Al sana güzel bir “öğreti”. Cebine at ve yaşamaya devam et. Bir başka öğreti de “tek kullanımlık” lar üzerineydi. Artık her şey “tek kullanımlık” tan yola çıktı ve bunu ekolojik sıkıntıdan çıkıp, aşklara kadar vardırdı. Etti mi sana 2. Bir “aha moment” daha yaşatmıştı. Oyunun defalarca oynanması, ve ekolojiyi savunması ve buna rağmen isminin “Tek kullanımlık” olması. Yine oksimoron bir durum daha. Hikaye böyle ufak nüanslarla dolu.
Bir arkadaşımın yaptığı tespiti hatırladım şimdi. Dedi ki, “Kişisel kayıplarımızla yüzleşmeden, hala sahip olduklarımızın kıymetini bilmeden, yaşamı sevmeden, gezegene sahip çıkmamız imkansız gibi..”. Ne kadar doğru. Herşey içiçe geçti sanki. Sahip çıkmak çok boyutlu puzzle gibi, temelinde herşeyi barındırıyor. Gezegen, sevdiklerimiz, kendimiz. Biri olmadan diğeri olmuyor gibi.
Çok güzel akan, yer yer gülümseten, karakterden karaktere girişleriyle tempoyu hep yüksek tutan, sonunda da, dönüp dolaşıp, dilden dile dolanıp, oyuncudan seyirciye akan, bizde de evrilip, sonra hikayeye ve dolayısıyla oyunculara geri dönen bir bumerang tadıyla biten bir oyun. Tek kelimeyle “sevdim.”

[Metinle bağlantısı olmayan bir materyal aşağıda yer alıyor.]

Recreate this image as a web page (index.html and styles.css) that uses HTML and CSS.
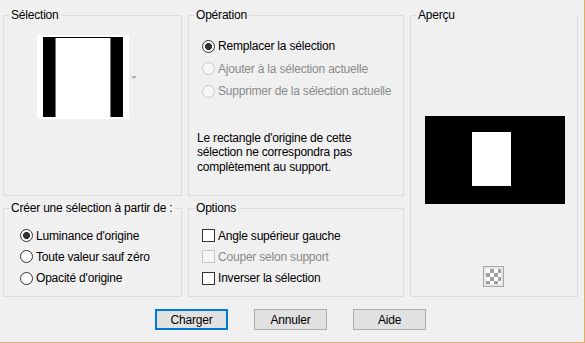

Bu arada oyun sipariş üzerine hazırlanmış. Yani aslında Sabancı Vakfı, bir yarışma düzenlemiş ve “sürdürülebilirlik” üzerine bir metin arayışına girmiş. Volkan Bey de bundan hareketle bu hikayeyi hazırlayıvermiş. Çıkışta, bizi kırmadı, yanına yanaştık ve hikayesini anlattırdık. Bir oyunun mesajını, çıkış mantığını yazarla tartışmak, paha biçilemez bir deneyim. Çok mutlu bir gülümsemeyle ayrıldık velhasılı kelam oyundan.
Seyircisi ve alkışı bol olsun, çokçana insana dokunsun.